Linux team approves new terminology, bans terms like 'blacklist' and 'slave'
Linus Torvalds approved on Friday a new and more inclusive terminology for the Linux kernel code and documentation.
Going forward, Linux developers have been asked to use new terms for the master/slave and blacklist/whitelist terminologies.
Proposed alternatives for master/slave include:
- main/replica or subordinate
- host/worker or proxy
Proposed alternatives for blacklist/whitelist include:
The Linux team did not recommend any specific terms but asked developers to choose as appropriate.
The new terms are to be used for new source code written for the Linux kernel and its associated documentation.
The older terms, considered inadequate now, will only be allowed for maintaining older code and documentation, or “when updating code for an existing (as of 2020) hardware or protocol specification that mandates those terms.”
The move to phase out the master/slave and blacklist/whitelist terminologies came after a proposal filed by Linux kernel maintainer Dan Williams on July 4. Linux creator Linus Torvalds approved the proposal on Friday in a pull request for the Linux 5.8 repository.
A general trend in the tech community
The Linux team has now joined many tech companies and open-source projects that have removed references to racially-charged jargon from their code for more neutral and inclusive language.
The list includes Twitter, GitHub, Microsoft, LinkedIn, Ansible, Splunk, Android, Go, MySQL, PHPUnit, Curl, OpenZFS, OpenSSL, JP Morgan, and others.
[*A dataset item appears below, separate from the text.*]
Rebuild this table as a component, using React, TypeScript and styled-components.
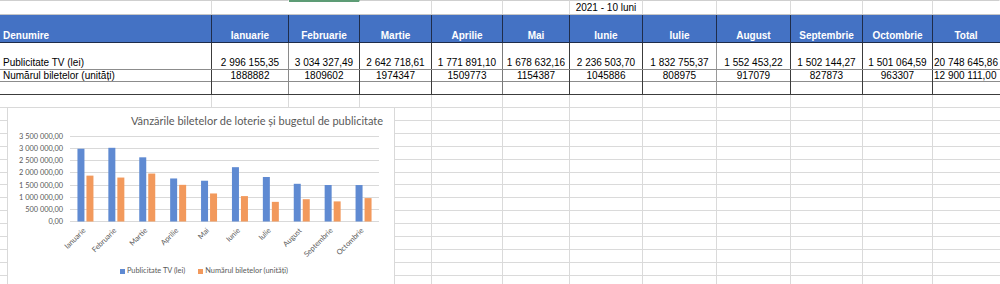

The trend to clean-up insensitive language from source code, tools, and tech documentation began after Black Lives Matter protests erupted in the US, sparked by the death of George Floyd in Minneapolis on May 25, 2020.
The primary goal of these efforts is to make tech products and IT environments more welcoming for people of color.
Some members of the tech community have criticized the movement as shallow virtue signaling rather than an action that helps people of color against systematic racism. However, work published in academic journals has previously argued that continuing to use racially-charged terms prolongs racial stereotypes.